For GaussPy to be sensitive to two types of Gaussian functions contained within a dataset, we must use the “two-phase” version of AGD. The two-phase decomposition makes use of two values of the smoothing parameter \(\alpha\), one for each “phase” contained within the dataset.

Training for Two Phases: \(\alpha_1\) and \(\alpha_2\)

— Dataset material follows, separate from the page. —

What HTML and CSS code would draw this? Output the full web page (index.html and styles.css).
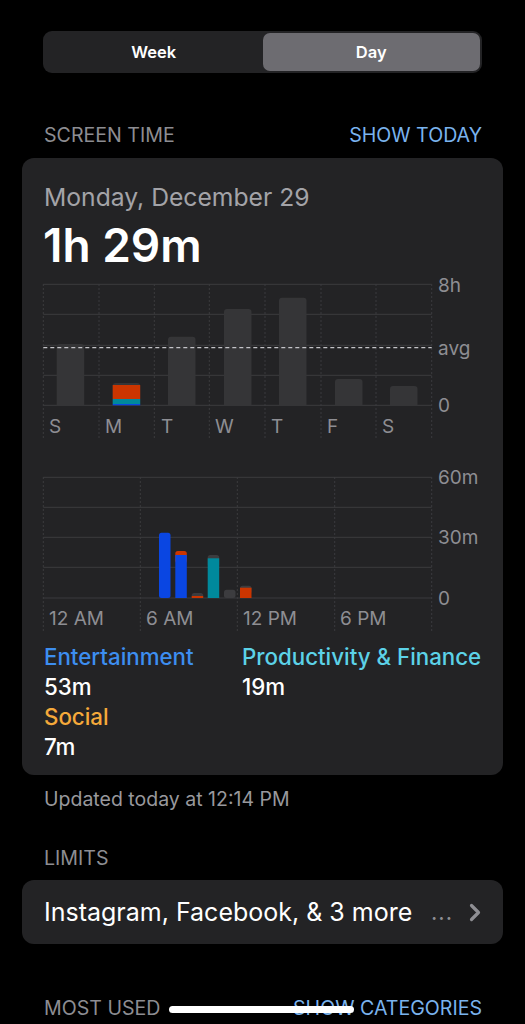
FILE: index.html
```html
<!DOCTYPE html>
<html lang="en">
<head>
  <meta charset="UTF-8">
  <title>Screen Time</title>
  <link rel="stylesheet" href="styles.css">
</head>
<body>

<div class="page">
  <div class="segmented">
    <div class="segment">Week</div>
    <div class="segment active">Day</div>
  </div>

  <div class="section-head">
    <span>SCREEN TIME</span>
    <span class="link">SHOW TODAY</span>
  </div>

  <div class="card">
    <div class="date">Monday, December 29</div>
    <div class="total">1h 29m</div>

    <svg class="chart week" width="481" height="170" viewBox="0 0 481 170">
      <g class="grid">
        <line x1="21.3" y1="14.3" x2="409.7" y2="14.3"/>
        <line x1="21.3" y1="44.3" x2="409.7" y2="44.3"/>
        <line x1="21.3" y1="75.3" x2="409.7" y2="75.3"/>
        <line x1="21.3" y1="105.3" x2="409.7" y2="105.3"/>
        <line x1="21.3" y1="135.3" x2="409.7" y2="135.3"/>
      </g>
      <g class="dots">
        <line x1="21.3" y1="14" x2="21.3" y2="168"/>
        <line x1="77" y1="14" x2="77" y2="168"/>
        <line x1="132.3" y1="14" x2="132.3" y2="168"/>
        <line x1="187.3" y1="14" x2="187.3" y2="168"/>
        <line x1="243" y1="14" x2="243" y2="168"/>
        <line x1="299" y1="14" x2="299" y2="168"/>
        <line x1="354" y1="14" x2="354" y2="168"/>
        <line x1="409.7" y1="14" x2="409.7" y2="168"/>
      </g>
      <g class="bars">
        <path d="M34.7 135.3 V77 a3 3 0 0 1 3 -3 h21.5 a3 3 0 0 1 3 3 V135.3 Z"/>
        <path d="M90.7 135.3 V116 a3 3 0 0 1 3 -3 h21.5 a3 3 0 0 1 3 3 V135.3 Z"/>
        <path d="M146 135.3 V69.7 a3 3 0 0 1 3 -3 h21.5 a3 3 0 0 1 3 3 V135.3 Z"/>
        <path d="M202 135.3 V42 a3 3 0 0 1 3 -3 h21.5 a3 3 0 0 1 3 3 V135.3 Z"/>
        <path d="M257 135.3 V30.7 a3 3 0 0 1 3 -3 h21.5 a3 3 0 0 1 3 3 V135.3 Z"/>
        <path d="M313 135.3 V112 a3 3 0 0 1 3 -3 h21.5 a3 3 0 0 1 3 3 V135.3 Z"/>
        <path d="M368 135.3 V119 a3 3 0 0 1 3 -3 h21.5 a3 3 0 0 1 3 3 V135.3 Z"/>
      </g>
      <rect class="red" x="90.7" y="115" width="27.5" height="14"/>
      <rect class="teal" x="90.7" y="129" width="27.5" height="5"/>
      <rect class="blue" x="90.7" y="134" width="27.5" height="1.3"/>
      <line class="avg" x1="21.3" y1="77.7" x2="409.7" y2="77.7"/>
      <g class="axis">
        <text x="416" y="22">8h</text>
        <text x="416" y="85">avg</text>
        <text x="416" y="142">0</text>
        <text x="27" y="163">S</text>
        <text x="83" y="163">M</text>
        <text x="139" y="163">T</text>
        <text x="193" y="163">W</text>
        <text x="249" y="163">T</text>
        <text x="305" y="163">F</text>
        <text x="360" y="163">S</text>
      </g>
    </svg>

    <svg class="chart day" width="481" height="170" viewBox="0 0 481 170">
      <g class="grid">
        <line x1="21.3" y1="12.3" x2="409.7" y2="12.3"/>
        <line x1="21.3" y1="42.3" x2="409.7" y2="42.3"/>
        <line x1="21.3" y1="72.3" x2="409.7" y2="72.3"/>
        <line x1="21.3" y1="102.3" x2="409.7" y2="102.3"/>
        <line x1="21.3" y1="133" x2="409.7" y2="133"/>
      </g>
      <g class="dots">
        <line x1="21.3" y1="12" x2="21.3" y2="168"/>
        <line x1="118.3" y1="12" x2="118.3" y2="168"/>
        <line x1="215.3" y1="12" x2="215.3" y2="168"/>
        <line x1="312.7" y1="12" x2="312.7" y2="168"/>
        <line x1="409.7" y1="12" x2="409.7" y2="168"/>
      </g>
      <!-- hourly bars, 07:00 to 12:00 -->
      <rect class="blue" x="137" y="67.7" width="11.5" height="65.3" rx="2.5"/>
      <rect class="red" x="153.3" y="86" width="11.5" height="12" rx="2.5"/>
      <rect class="blue" x="153.3" y="90" width="11.5" height="43"/>
      <rect class="gray" x="169.7" y="128" width="11.5" height="5" rx="2.5"/>
      <rect class="red" x="169.7" y="131" width="11.5" height="2"/>
      <rect class="gray" x="185.7" y="90" width="11.5" height="12" rx="2.5"/>
      <rect class="teal" x="185.7" y="93.3" width="11.5" height="39.7"/>
      <rect class="gray" x="202" y="124.7" width="11.5" height="8.3" rx="2.5"/>
      <rect class="gray" x="218" y="120.7" width="11.5" height="8" rx="2.5"/>
      <rect class="red" x="218" y="122.7" width="11.5" height="10.3"/>
      <g class="axis">
        <text x="416" y="19">60m</text>
        <text x="416" y="79">30m</text>
        <text x="416" y="140">0</text>
        <text x="27" y="160">12 AM</text>
        <text x="124" y="160">6 AM</text>
        <text x="221" y="160">12 PM</text>
        <text x="318" y="160">6 PM</text>
      </g>
    </svg>

    <div class="legend">
      <div>
        <div class="cat ent">Entertainment</div>
        <div class="amount">53m</div>
      </div>
      <div>
        <div class="cat prod">Productivity &amp; Finance</div>
        <div class="amount">19m</div>
      </div>
      <div>
        <div class="cat soc">Social</div>
        <div class="amount">7m</div>
      </div>
    </div>
  </div>

  <div class="updated">Updated today at 12:14 PM</div>

  <div class="section-head limits-head">
    <span>LIMITS</span>
  </div>

  <div class="row">
    <span class="row-text">Instagram, Facebook, &amp; 3 more</span>
    <span class="row-more">
      <span class="ellipsis">...</span>
      <svg width="12" height="19" viewBox="0 0 12 19"><path d="M2.5 2.5 L9.5 9.5 L2.5 16.5" fill="none" stroke="#8e8e93" stroke-width="3.2" stroke-linecap="round" stroke-linejoin="round"/></svg>
    </span>
  </div>

  <div class="section-head most-head">
    <span>MOST USED</span>
    <span class="link">SHOW CATEGORIES</span>
  </div>
</div>

<div class="home-bar"></div>

</body>
</html>
```

FILE: styles.css
```css
body {
  font-family: 'Inter', 'Liberation Sans', sans-serif;
  background-color: #000;
  margin: 0;
  padding: 0;
  color: #fff;
  overflow: hidden;
  height: 1024px;
}
.page {
  padding: 31px 22px 0;
}
.segmented {
  display: flex;
  margin: 0 21px 0 21px;
  height: 42px;
  padding: 2px;
  box-sizing: border-box;
  background-color: #232325;
  border-radius: 9px;
}
.segment {
  flex: 1;
  display: flex;
  align-items: center;
  justify-content: center;
  font-size: 16.5px;
  font-weight: 600;
  border-radius: 7px;
}
.segment.active {
  background-color: #6d6c71;
}
.section-head {
  display: flex;
  justify-content: space-between;
  margin: 50px 21px 0 22px;
  font-size: 19.6px;
  color: #8d8d92;
  height: 24px;
  line-height: 24px;
}
.section-head .link {
  color: #7ab3ee;
}
.card {
  margin-top: 11px;
  background-color: #232325;
  border-radius: 12px;
  padding: 24px 0 13px;
}
.date {
  padding-left: 22px;
  font-size: 24.7px;
  color: #a3a3a8;
  line-height: 30px;
}
.total {
  padding-left: 21px;
  font-size: 46px;
  font-weight: 600;
  line-height: 50px;
  margin-top: 8px;
}
.chart {
  display: block;
}
.chart.day {
  margin-top: 25px;
}
.grid line {
  stroke: #3b3b3e;
  stroke-width: 1;
}
.dots line {
  stroke: #3b3b3e;
  stroke-width: 1;
  stroke-dasharray: 2 2;
}
.bars path {
  fill: #353537;
}
.avg {
  stroke: #c4c4c8;
  stroke-width: 1.3;
  stroke-dasharray: 4 3;
}
.red { fill: #cb3500; }
.teal { fill: #00899c; }
.blue { fill: #0a46e2; }
.gray { fill: #3c3c3f; }
.axis text {
  font-family: 'Inter', 'Liberation Sans', sans-serif;
  font-size: 19px;
  fill: #8e8e93;
}
.legend {
  display: grid;
  grid-template-columns: 198px 1fr;
  padding: 7px 0 0 22px;
}
.cat {
  font-size: 22.3px;
  font-weight: 500;
  line-height: 30px;
}
.cat.ent { color: #3d8ef0; }
.cat.prod { color: #5cd2e8; }
.cat.soc { color: #f5a93a; }
.amount {
  font-size: 22.3px;
  font-weight: 500;
  line-height: 30px;
  color: #fff;
}
.updated {
  margin: 13px 0 0 22px;
  font-size: 19.5px;
  color: #98989d;
  line-height: 22px;
}
.limits-head {
  margin-top: 36px;
}
.row {
  margin-top: 10px;
  height: 64px;
  background-color: #232325;
  border-radius: 12px;
  display: flex;
  align-items: center;
  justify-content: space-between;
  padding: 0 22px;
}
.row-text {
  font-size: 25px;
}
.row-more {
  display: flex;
  align-items: center;
  gap: 16px;
}
.ellipsis {
  font-size: 22px;
  color: #8e8e93;
  letter-spacing: 1px;
}
.most-head {
  margin-top: 52px;
}
.home-bar {
  position: absolute;
  left: 169px;
  top: 1006px;
  width: 185px;
  height: 7px;
  border-radius: 4px;
  background-color: #fff;
}
```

Using the example from the Multiple Gaussians Tutorial, we will train AGD to allow for two different values of \(\alpha\). This gives GaussPy enough flexibilty to use appropriate values of \(\alpha\) to fit both narrow and wide features simultaneously. We will use the same training dataset constructed in Training AGD. We must set the following parameters:

  1. FILENAME_TRAIN: the filename of the training dataset in GaussPy-friendly format
  2. snr_thresh: the signal-to-noise threshold below which amplitude GaussPy will not fit components
  3. alpha1_initial, alpha2_initial`: initial choices for \(\log\alpha_1\) and \(\log\alpha_2\)

The training will be the same as in Training AGD, however we will set the GaussPy parameter phase equal to two instead of one to indicate that we would like to solve for two different values of \(\alpha\).

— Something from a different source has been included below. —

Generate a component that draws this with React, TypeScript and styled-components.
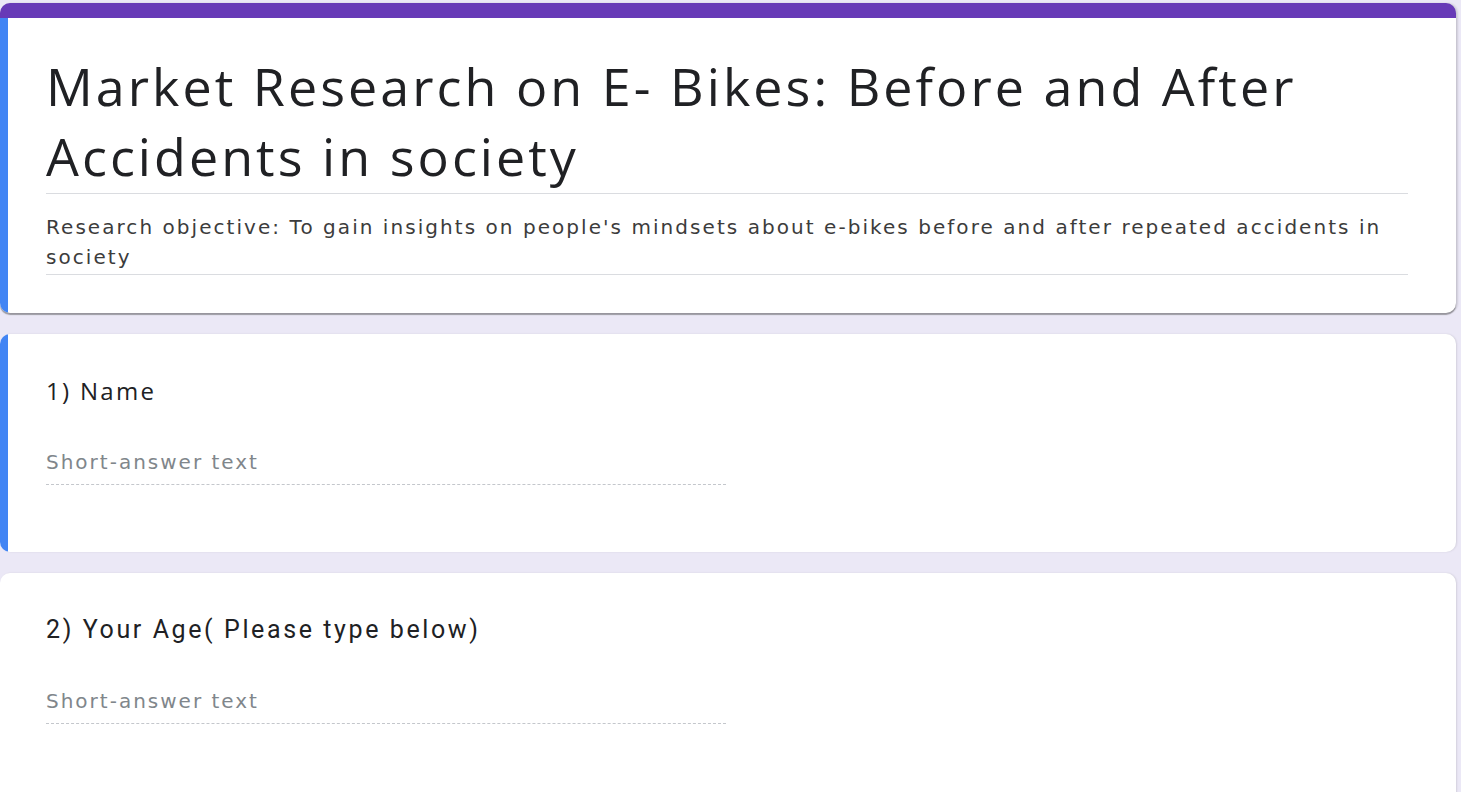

# Select the optimal value of alpha by training the AGD algorithm

import gausspy.gp as gp

# Set necessary parameters
FILENAME_TRAIN = 'training_data.pickle'
snr_thresh = 5.
alpha1_initial = 0.5
alpha2_initial = 2.

g = gp.GaussianDecomposer()

# Next, load the training dataset for analysis:
g.load_training_data(FILENAME_TRAIN)

# Set GaussPy parameters
g.set('phase', 'two')
g.set('SNR_thresh', [snr_thresh, snr_thresh])

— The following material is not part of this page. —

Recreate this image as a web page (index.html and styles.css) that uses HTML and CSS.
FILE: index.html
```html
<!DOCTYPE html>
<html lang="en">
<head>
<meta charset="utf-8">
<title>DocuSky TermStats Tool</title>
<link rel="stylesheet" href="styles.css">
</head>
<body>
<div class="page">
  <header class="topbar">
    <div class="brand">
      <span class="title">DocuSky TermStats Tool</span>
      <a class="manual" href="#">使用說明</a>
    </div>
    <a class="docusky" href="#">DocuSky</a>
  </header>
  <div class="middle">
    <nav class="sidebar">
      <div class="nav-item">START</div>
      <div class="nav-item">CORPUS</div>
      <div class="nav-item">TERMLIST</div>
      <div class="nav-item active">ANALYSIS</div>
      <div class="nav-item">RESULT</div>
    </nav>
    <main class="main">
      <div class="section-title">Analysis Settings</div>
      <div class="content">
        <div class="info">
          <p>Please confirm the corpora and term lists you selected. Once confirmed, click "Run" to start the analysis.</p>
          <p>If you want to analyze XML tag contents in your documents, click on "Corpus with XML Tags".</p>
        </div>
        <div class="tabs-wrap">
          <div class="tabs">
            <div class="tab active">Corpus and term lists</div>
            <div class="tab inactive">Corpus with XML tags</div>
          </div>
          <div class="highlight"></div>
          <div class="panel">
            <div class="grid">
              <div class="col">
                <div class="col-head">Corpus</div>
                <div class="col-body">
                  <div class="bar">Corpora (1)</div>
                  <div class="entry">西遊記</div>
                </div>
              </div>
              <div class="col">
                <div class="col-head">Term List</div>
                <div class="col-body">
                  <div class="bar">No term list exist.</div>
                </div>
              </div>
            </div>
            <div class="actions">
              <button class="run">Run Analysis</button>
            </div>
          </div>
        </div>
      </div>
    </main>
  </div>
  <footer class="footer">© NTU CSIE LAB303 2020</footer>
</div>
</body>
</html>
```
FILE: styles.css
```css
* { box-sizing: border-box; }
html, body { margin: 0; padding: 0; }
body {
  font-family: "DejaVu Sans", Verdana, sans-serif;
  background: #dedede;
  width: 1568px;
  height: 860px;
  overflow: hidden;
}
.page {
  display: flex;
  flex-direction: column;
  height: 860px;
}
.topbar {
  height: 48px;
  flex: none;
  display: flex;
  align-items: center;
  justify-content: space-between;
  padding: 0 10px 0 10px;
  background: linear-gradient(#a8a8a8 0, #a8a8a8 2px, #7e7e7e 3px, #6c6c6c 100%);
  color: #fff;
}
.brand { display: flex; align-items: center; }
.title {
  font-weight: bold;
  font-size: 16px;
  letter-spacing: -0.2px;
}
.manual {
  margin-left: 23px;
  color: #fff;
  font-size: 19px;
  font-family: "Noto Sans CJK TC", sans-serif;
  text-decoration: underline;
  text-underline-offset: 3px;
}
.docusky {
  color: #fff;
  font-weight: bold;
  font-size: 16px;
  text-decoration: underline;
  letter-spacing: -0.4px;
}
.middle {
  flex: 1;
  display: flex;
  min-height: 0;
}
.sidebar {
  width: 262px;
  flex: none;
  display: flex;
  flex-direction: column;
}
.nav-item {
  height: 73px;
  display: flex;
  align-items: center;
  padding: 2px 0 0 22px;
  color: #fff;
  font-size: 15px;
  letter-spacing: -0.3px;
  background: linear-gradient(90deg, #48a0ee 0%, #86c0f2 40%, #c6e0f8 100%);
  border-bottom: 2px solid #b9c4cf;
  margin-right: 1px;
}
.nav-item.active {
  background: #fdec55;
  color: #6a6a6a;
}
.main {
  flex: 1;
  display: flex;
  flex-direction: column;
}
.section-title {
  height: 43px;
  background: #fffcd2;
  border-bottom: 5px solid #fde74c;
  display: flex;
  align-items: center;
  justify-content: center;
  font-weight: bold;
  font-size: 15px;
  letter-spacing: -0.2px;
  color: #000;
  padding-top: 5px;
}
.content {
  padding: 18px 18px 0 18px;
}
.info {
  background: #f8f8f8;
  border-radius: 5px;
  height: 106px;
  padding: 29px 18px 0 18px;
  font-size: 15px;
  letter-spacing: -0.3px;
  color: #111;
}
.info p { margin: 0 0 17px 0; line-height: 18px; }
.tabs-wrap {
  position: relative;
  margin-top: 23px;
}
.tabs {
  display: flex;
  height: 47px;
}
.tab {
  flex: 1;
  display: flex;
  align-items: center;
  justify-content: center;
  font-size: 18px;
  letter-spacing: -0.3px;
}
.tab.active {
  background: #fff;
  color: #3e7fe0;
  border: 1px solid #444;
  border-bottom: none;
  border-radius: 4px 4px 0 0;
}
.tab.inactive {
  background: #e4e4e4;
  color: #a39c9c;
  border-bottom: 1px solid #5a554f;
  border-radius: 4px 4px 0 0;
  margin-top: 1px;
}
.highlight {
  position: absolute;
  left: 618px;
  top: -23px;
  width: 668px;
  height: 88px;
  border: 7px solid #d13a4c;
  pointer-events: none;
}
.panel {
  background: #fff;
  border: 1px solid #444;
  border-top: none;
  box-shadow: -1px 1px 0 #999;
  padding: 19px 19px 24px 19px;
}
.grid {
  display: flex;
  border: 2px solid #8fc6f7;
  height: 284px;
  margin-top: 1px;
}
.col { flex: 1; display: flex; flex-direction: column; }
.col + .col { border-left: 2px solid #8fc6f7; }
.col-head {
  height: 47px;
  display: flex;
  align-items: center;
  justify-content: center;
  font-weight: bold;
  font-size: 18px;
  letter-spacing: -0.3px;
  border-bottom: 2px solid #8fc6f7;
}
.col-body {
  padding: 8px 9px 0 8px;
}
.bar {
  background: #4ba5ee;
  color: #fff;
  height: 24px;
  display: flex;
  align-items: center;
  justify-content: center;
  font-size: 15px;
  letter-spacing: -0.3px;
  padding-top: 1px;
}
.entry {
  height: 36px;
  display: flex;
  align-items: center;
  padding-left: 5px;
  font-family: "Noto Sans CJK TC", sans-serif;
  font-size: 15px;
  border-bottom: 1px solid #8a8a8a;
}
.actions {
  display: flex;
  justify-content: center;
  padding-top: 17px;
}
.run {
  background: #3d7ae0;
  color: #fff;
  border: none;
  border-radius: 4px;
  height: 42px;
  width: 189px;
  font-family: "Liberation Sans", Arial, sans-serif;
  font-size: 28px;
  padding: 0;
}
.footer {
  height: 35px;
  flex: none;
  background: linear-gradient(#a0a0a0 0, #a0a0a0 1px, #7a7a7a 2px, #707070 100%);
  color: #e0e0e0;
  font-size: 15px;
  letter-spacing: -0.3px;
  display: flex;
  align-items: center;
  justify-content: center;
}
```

# Train AGD starting with initial guess for alpha
g.train(alpha1_initial = alpha1_initial, alpha2_initial = alpha2_initial)

Following training, GaussPy converges on values of \(\log\alpha_1 = 0.39\) and \(\log\alpha_2 = 2.32\) in 39 iterations, with an accuracy of 76.0%. Clearly, the two-phase decomposition improves the accuracy of the decomposition, of course at the expense of introducing a second free parameter in the decomposition. In general, for datasets containing more than one type of component (corresponding to different physical sources, for example), two-phase decomposition will maximize the decompositon accuracy.